According to Potrzeba, “Photo-voltaics are still growing, I think, and have been longer coming than anticipated.” He adds that insulated glass has gotten marginally better in the last couple of years. “As fabrication gets more automated, and the quality of materials such as sealants improves, the lower the failure rates of insulated glass and the more durable and lasting the structure.”
He points out that today energy sub-codes come into play, and architects and designers must look at the overall building envelope more specifically. “In the 1920s, and even into the 1950s and ’60s, for example, they weren’t thinking as much about what it’s going to cost to heat a greenhouse or conservatory, or how it’s going to affect the temperature in the living room, based upon the amount of glass area.”
Perhaps the most important facet of a glass project is how the project starts. For Stein, the best scenario is when the architect approaches him with a client who’s interested in a conservatory or greenhouse or specialty skylight. “We’re brought in early so we can talk directly with the client because, with our experience, we’re sometimes able to read between the lines on what the client is saying, and often come back with options that are a little different from where the architect was headed.”

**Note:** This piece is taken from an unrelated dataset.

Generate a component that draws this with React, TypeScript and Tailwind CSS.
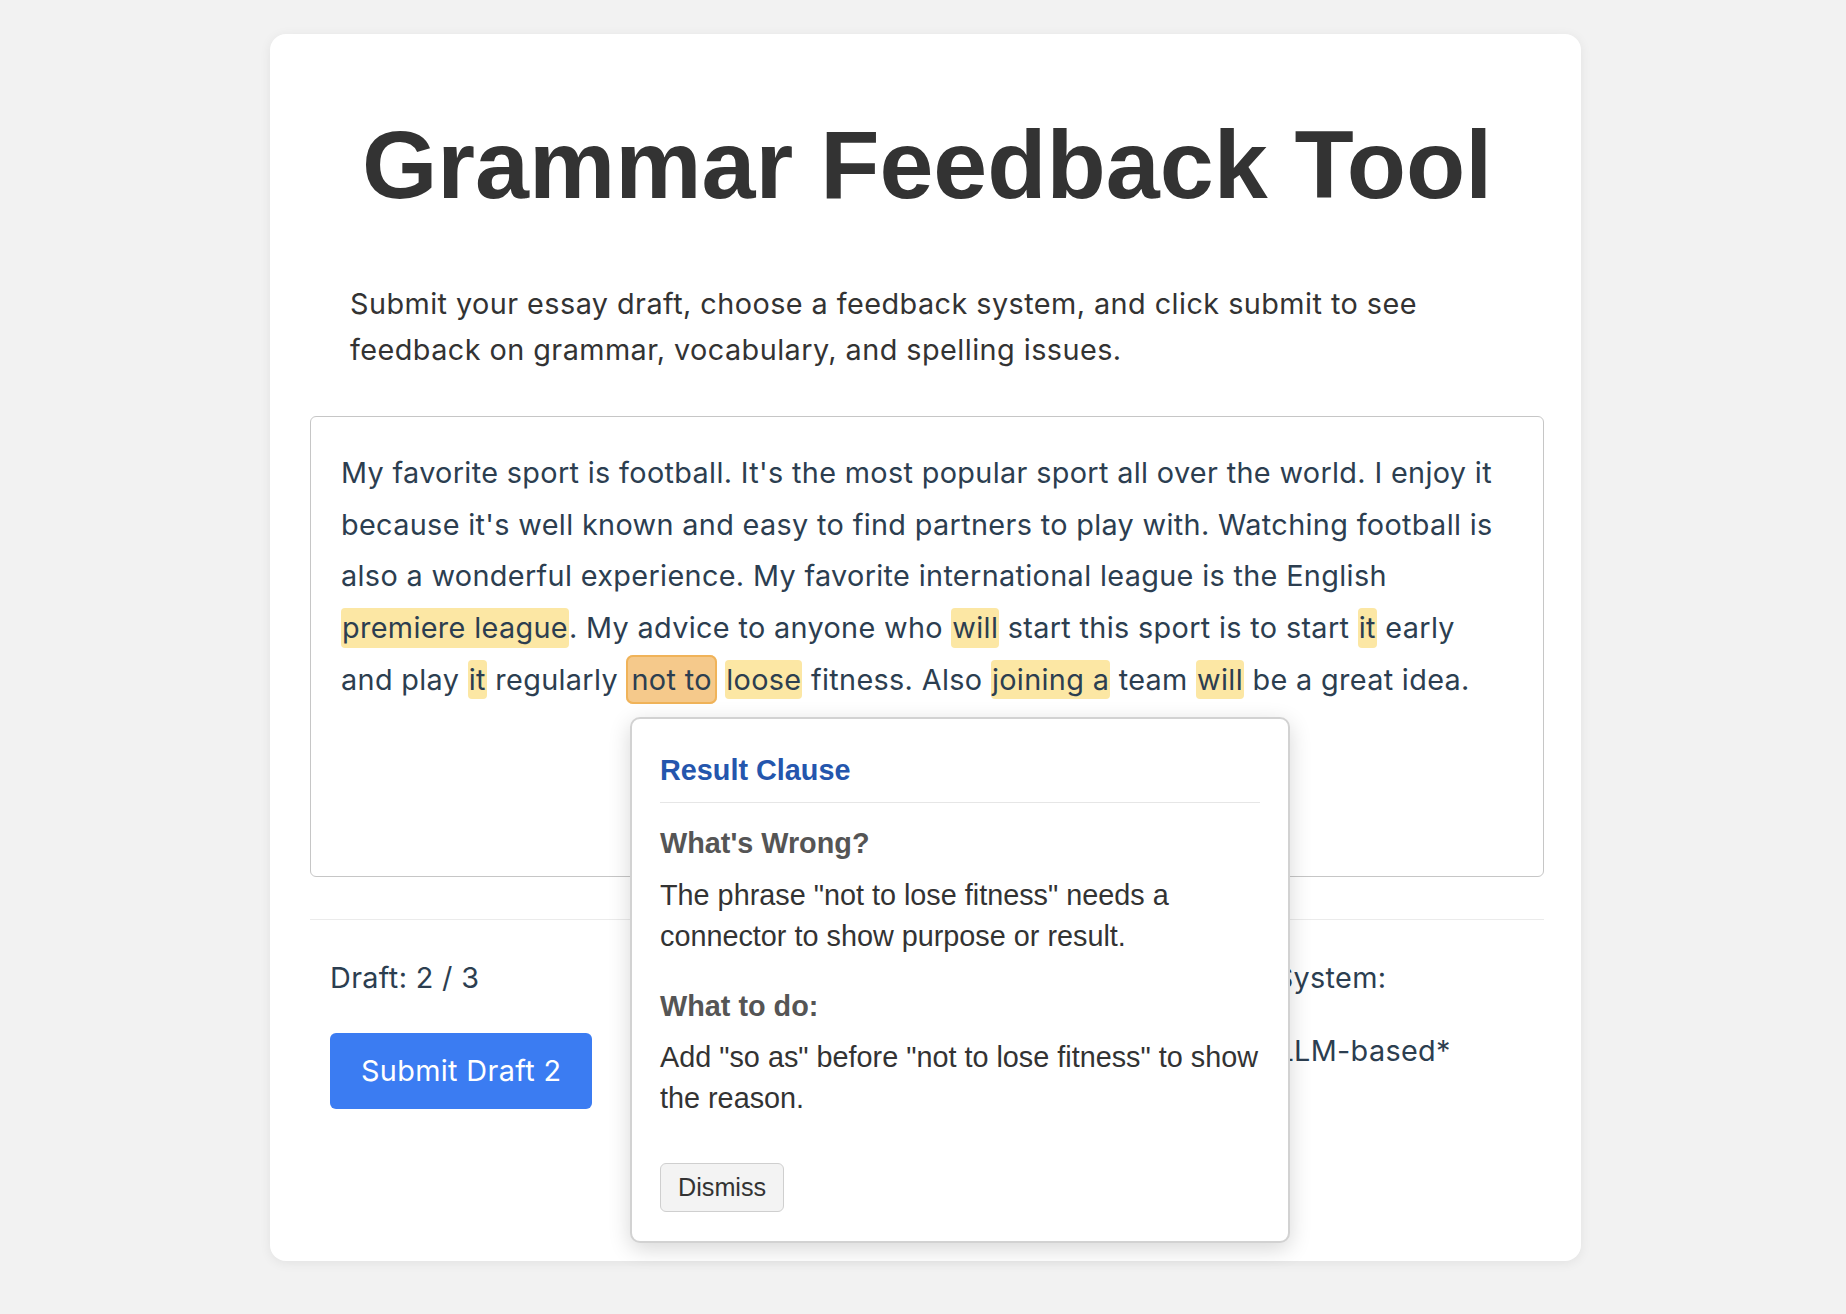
type Mark = "hl" | "active";

type Segment = { text: string; mark?: Mark };

const ESSAY: Segment[] = [
  {
    text: "My favorite sport is football. It's the most popular sport all over the world. I enjoy it because it's well known and easy to find partners to play with. Watching football is also a wonderful experience. My favorite international league is the English ",
  },
  { text: "premiere league", mark: "hl" },
  { text: ". My advice to anyone who " },
  { text: "will", mark: "hl" },
  { text: " start this sport is to start " },
  { text: "it", mark: "hl" },
  { text: " early and play " },
  { text: "it", mark: "hl" },
  { text: " regularly " },
  { text: "not to", mark: "active" },
  { text: " " },
  { text: "loose", mark: "hl" },
  { text: " fitness. Also " },
  { text: "joining a", mark: "hl" },
  { text: " team " },
  { text: "will", mark: "hl" },
  { text: " be a great idea." },
];

function EssaySegment({ seg }: { seg: Segment }) {
  if (seg.mark === "active") {
    return (
      <span className="rounded-[7px] border-2 border-[#f0b359] bg-[#f5c98b] px-[3px] py-[5px]">
        {seg.text}
      </span>
    );
  }
  if (seg.mark === "hl") {
    return <span className="rounded-[4px] bg-[#fce7a4] px-[1px] py-[2.4px]">{seg.text}</span>;
  }
  return <>{seg.text}</>;
}

function Radio({ checked = false }: { checked?: boolean }) {
  return (
    <span className="grid h-[23px] w-[23px] place-items-center rounded-full border-2 border-[#767676] bg-white">
      {checked && <span className="h-[12px] w-[12px] rounded-full bg-[#3b7cf2]" />}
    </span>
  );
}

function FeedbackPopup() {
  return (
    <div className="absolute left-[360px] top-[683px] w-[660px] rounded-[10px] border-2 border-[#d2d2d2] bg-white px-[28px] pb-[29px] pt-[28px] font-[family-name:Liberation_Sans,Arial,sans-serif] tracking-normal shadow-[0_6px_22px_rgba(0,0,0,0.16)]">
      <h3 className="border-b border-[#e6e6e6] pb-[9px] text-[28.8px] font-bold leading-[46px] text-[#2456ad]">
        Result Clause
      </h3>

      <div className="mt-[20px]">
        <h4 className="text-[28.8px] font-bold leading-[41.5px] text-[#555]">What's Wrong?</h4>
        <p className="mt-[10px] text-[28.8px] leading-[41.5px] text-[#333]">
          The phrase "not to lose fitness" needs a connector to show purpose or result.
        </p>
      </div>

      <div className="mt-[28px]">
        <h4 className="text-[28.8px] font-bold leading-[41.5px] text-[#555]">What to do:</h4>
        <p className="mt-[9.5px] text-[28.8px] leading-[41.5px] text-[#333]">
          Add "so as" before "not to lose fitness" to show the reason.
        </p>
      </div>

      <button className="mt-[43.5px] rounded-[6px] border border-[#cfcfcf] bg-[#f3f3f3] px-[17px] py-[9px] text-[25.2px] leading-[29px] text-[#333]">
        Dismiss
      </button>
    </div>
  );
}

export default function App() {
  return (
    <div className="min-h-screen bg-[#f2f2f2] pb-[40px] pl-[5px] pt-[34px] font-[family-name:Inter,sans-serif] tracking-[0.35px]">
      <div className="relative mx-auto w-[1311px] rounded-[16px] bg-white pb-[40px] pl-[40px] pr-[37px] pt-[75px] shadow-[0_2px_12px_rgba(0,0,0,0.07)]">
        <h1 className="text-center font-[family-name:Liberation_Sans,Arial,sans-serif] text-[97px] font-bold leading-[1.15] tracking-normal text-[#333]">
          Grammar Feedback Tool
        </h1>

        <p className="mt-[60px] px-[40px] text-[28.8px] leading-[1.6] tracking-[0.45px] text-[#333]">
          Submit your essay draft, choose a feedback system, and click submit to see feedback on grammar, vocabulary,
          and spelling issues.
        </p>

        <div className="mt-[43px] min-h-[461px] rounded-[6px] border border-[#c6c6c6] p-[30px] text-[28.8px] leading-[1.8] text-[#2c3e50]">
          {ESSAY.map((seg, i) => (
            <EssaySegment key={i} seg={seg} />
          ))}
        </div>

        <div className="mt-[42px] flex justify-between border-t border-[#ebebeb] px-[20px] pb-[112px] pt-[35px] text-[28.8px] leading-[1.6] text-[#2c3e50]">
          <div className="flex flex-col items-start">
            <span>Draft: 2 / 3</span>
            <button className="mt-[32px] rounded-[6px] bg-[#3b7cf2] px-[31px] py-[15px] leading-[46px] text-white">
              Submit Draft 2
            </button>
          </div>

          <div className="flex w-[394px] flex-col">
            <span>Feedback System:</span>
            <div className="mt-[27px] flex items-center">
              <Radio />
              <span className="ml-[8px]">Basic</span>
              <span className="ml-[4px]">
                <Radio checked />
              </span>
              <span className="ml-[14px]">LLM-based*</span>
            </div>
          </div>
        </div>

        <FeedbackPopup />
      </div>
    </div>
  );
}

Potrzeba heartily concurs. “Oftentimes we see a design in place that is presented as ‘the look we’re after,’ but which might not be the most cost-effective or energy-efficient,” he recalls. Instead, he encourages architects to have the supplier of the glass structure involved early in the process, so they can give them guidance within the systems that make sense for the project. “At the end of the day, the architects and designers, the builder, and the glass supplier are all working toward the common goal of the best interests of the end-user.”